I’ve always found that scene throws a wrench into any reading I have of Isobel. Like I said, it’s the biggest hiccup in saying Isobel’s emotions/humanity is firmly off during all this. It also misses the best chance it has to tell us what her motivations were for wanting to be a vampire. She’s probably right, that no answer is really going to be good for Ric, but I think the audience needs a few more dots to connect. She can admit now that the reasons were stupid and selfish and short-sighted, but she had them when she went down that road.

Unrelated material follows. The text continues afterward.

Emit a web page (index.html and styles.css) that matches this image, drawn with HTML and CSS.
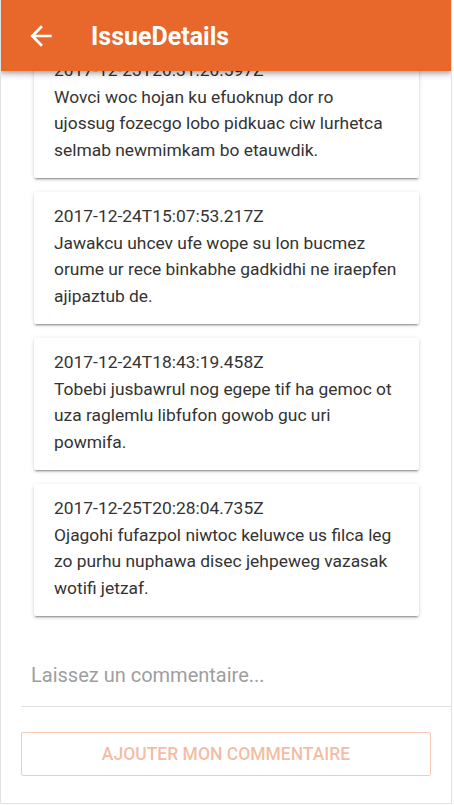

I also don’t like that this is functionally the last we see of Isobel (I guess she may come back later, but it’s about the last I recall of her). When she shows up in s2 she’s not really herself and then she dies, so we don’t get an arc about her, whether going full big bad or regaining her humanity and how that affects her. Again, she’s pretty much just warming up a chair for Katherine and then isn’t around to get a chair of her own.


What am I shipping?
I have minor Elena/Bonnie inclinations. And I wish we had more Isobel/Alaric to go on, because there is something there that would have been worth further developing, but we don’t really get it.

Who do I hate the most?
I guess Isobel, she does the most hateful stuff this episode (both in her villainous actions and for forcing the Triangle into the spotlight). But when she’s not forcing Triangle awfulness, I have more interest in her than I do Damon, who does some pretty hateful stuff here too.